Spontaneity is key to GHS student’s artistic efforts

ORIGINALLY WRITTEN JANET HAMOUS
For Goessel High School art student Ryan Soyez, creating art is more a spontaneous process than a planned one.

“I usually never think about what I am going to do before I do it,” he said. “I start with a shape and just do it. I get a small idea and finish that, and then the next idea will come. It evolves.”

Soyez describes his art as “random.”

“Mainly, I do more surrealistic work from the subconscious,” he said. “I like the simplistic stuff. A lot of people don’t understand because it is abstract. But I like it because you can use your imagination.”

Soyez has been expressing himself through art since he was a child.

“Ever since I was a little kid, I’ve been interested in patterns and designs and have done drawings and doodles,” he said.

He said his greatest inspiration came from the work of renowned artist Salvador Dali.

“His work is so surreal and random, and you can really see something beautiful in it,” he said. “A lot of people don’t understand it, but it doesn’t really need to be understood.”

Soyez has lived near Goessel all his life and has been involved in the district’s art program since kindergarten. The advanced art classes he has taken his junior and senior years have been the best, he said.

“The last two years of art have been more free and more of what I want to do,” he said. “The first two years were more directed.

“You need a lot of freedom with your art or it becomes a job,” he added. “You can’t enjoy doing it to the fullest if it is work for you.”

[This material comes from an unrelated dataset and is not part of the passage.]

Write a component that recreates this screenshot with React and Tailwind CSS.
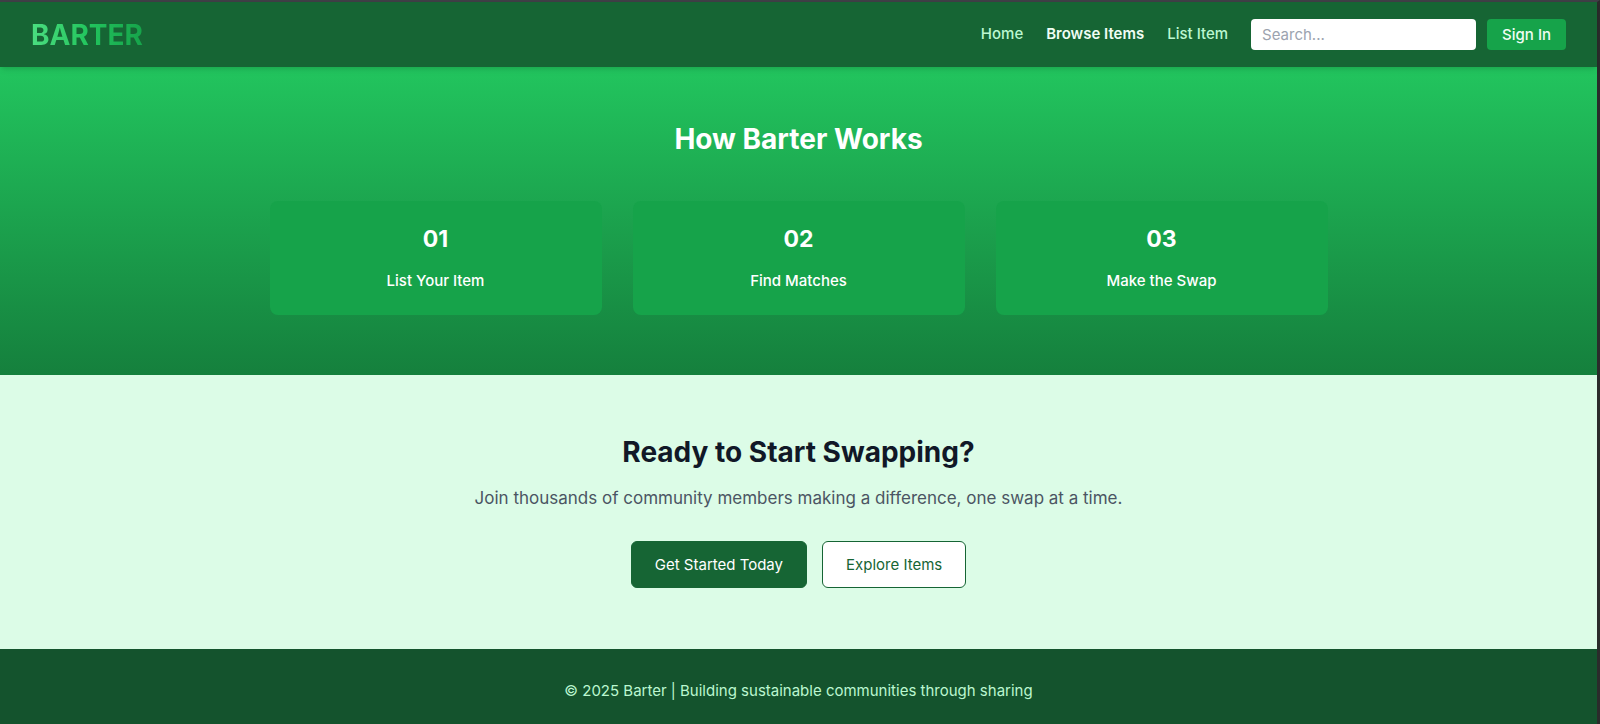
const navLinks = [
  { label: "Home", style: "font-medium text-[#bbf7d0]" },
  { label: "Browse Items", style: "font-semibold text-[#f0fdf4]" },
  { label: "List Item", style: "font-medium text-[#bbf7d0]" },
];

const steps = [
  { number: "01", title: "List Your Item" },
  { number: "02", title: "Find Matches" },
  { number: "03", title: "Make the Swap" },
];

function Header() {
  return (
    <header className="relative flex h-[65px] items-center justify-between bg-[#166534] px-[31px] shadow-md">
      <a
        href="#"
        className="bg-gradient-to-r from-[#4ade80] via-[#22c55e] to-[#16a34a] bg-clip-text text-[28px] leading-9 font-bold text-transparent"
      >
        BARTER
      </a>
      <div className="flex items-center">
        <nav className="mr-[23px] flex gap-[23px] pb-0.5 text-[15px] leading-6">
          {navLinks.map((link) => (
            <a key={link.label} href="#" className={link.style}>
              {link.label}
            </a>
          ))}
        </nav>
        <form className="flex gap-[11px]">
          <input
            type="search"
            aria-label="Search"
            placeholder="Search..."
            className="h-[31px] w-[225px] rounded-[4px] bg-white px-[11px] text-[15px] text-gray-800 placeholder:text-[#9ca3af]"
          />
          <button
            type="button"
            className="h-[31px] rounded-[4px] bg-[#16a34a] px-[15px] pt-0.5 text-[15px] font-medium text-[#f0fdf4]"
          >
            Sign In
          </button>
        </form>
      </div>
    </header>
  );
}

function HowItWorks() {
  return (
    <section className="bg-gradient-to-b from-[#22c55e] to-[#15803d] px-[31px] pt-[54px] pb-[60px] text-center text-white">
      <h2 className="mb-[44px] text-[28px] leading-9 font-bold">How Barter Works</h2>
      <div className="mx-auto grid max-w-[1058px] grid-cols-3 gap-[31px]">
        {steps.map((step) => (
          <div key={step.number} className="rounded-[8px] bg-[#16a34a] p-[23px]">
            <div className="mb-[15px] text-[23px] leading-[30px] font-bold">{step.number}</div>
            <h3 className="text-[15px] leading-[23px] font-medium">{step.title}</h3>
          </div>
        ))}
      </div>
    </section>
  );
}

function CallToAction() {
  return (
    <section className="bg-[#dcfce7] px-[31px] pt-[59px] pb-[61px] text-center">
      <h2 className="mb-[15px] text-[28px] leading-9 font-bold text-[#111827]">
        Ready to Start Swapping?
      </h2>
      <p className="mb-[29px] text-[17px] leading-[27px] text-[#4b5563]">
        Join thousands of community members making a difference, one swap at a time.
      </p>
      <div className="flex justify-center gap-[15px] text-[15px] leading-[23px]">
        <button
          type="button"
          className="rounded-[6px] border border-[#166534] bg-[#166534] px-[23px] py-[11px] text-white"
        >
          Get Started Today
        </button>
        <button
          type="button"
          className="rounded-[6px] border border-[#166534] bg-white px-[23px] py-[11px] text-[#166534]"
        >
          Explore Items
        </button>
      </div>
    </section>
  );
}

export default function App() {
  return (
    <div className="flex min-h-screen flex-col border-t-2 border-r-3 border-t-[#3f3f46] border-r-[#2b2b2b] bg-[#14532d] font-['Inter',sans-serif]">
      <Header />
      <main>
        <HowItWorks />
        <CallToAction />
      </main>
      <footer className="px-[31px] pt-[30px] pb-[21px] text-center text-[15px] leading-[23px] text-[#bbf7d0]">
        © 2025 Barter | Building sustainable communities through sharing
      </footer>
    </div>
  );
}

Soyez said drawing is his medium of choice and he works primarily in pencil, ink and colored pencil.

“I have tried painting but I am not as good at it,” he said with a smile.

His favorite piece is a face that he stippled on scratchboard. Stippling is the practice of applying small strokes or dots to a surface so that from a distance they blend together.

The scratchboard starts as a black surface made of poster board that has been coated with black ink atop chalk. The image is etched into the scratchboard using thousands of tiny cuts with an etching tool, revealing the chalk surface underneath.

“The tool looks like a nib that you use for ink,” he said.

Soyez began the piece by drawing a face.

“Then I started adding designs to it,” he said.

He then altered it on a computer to create a more abstract design.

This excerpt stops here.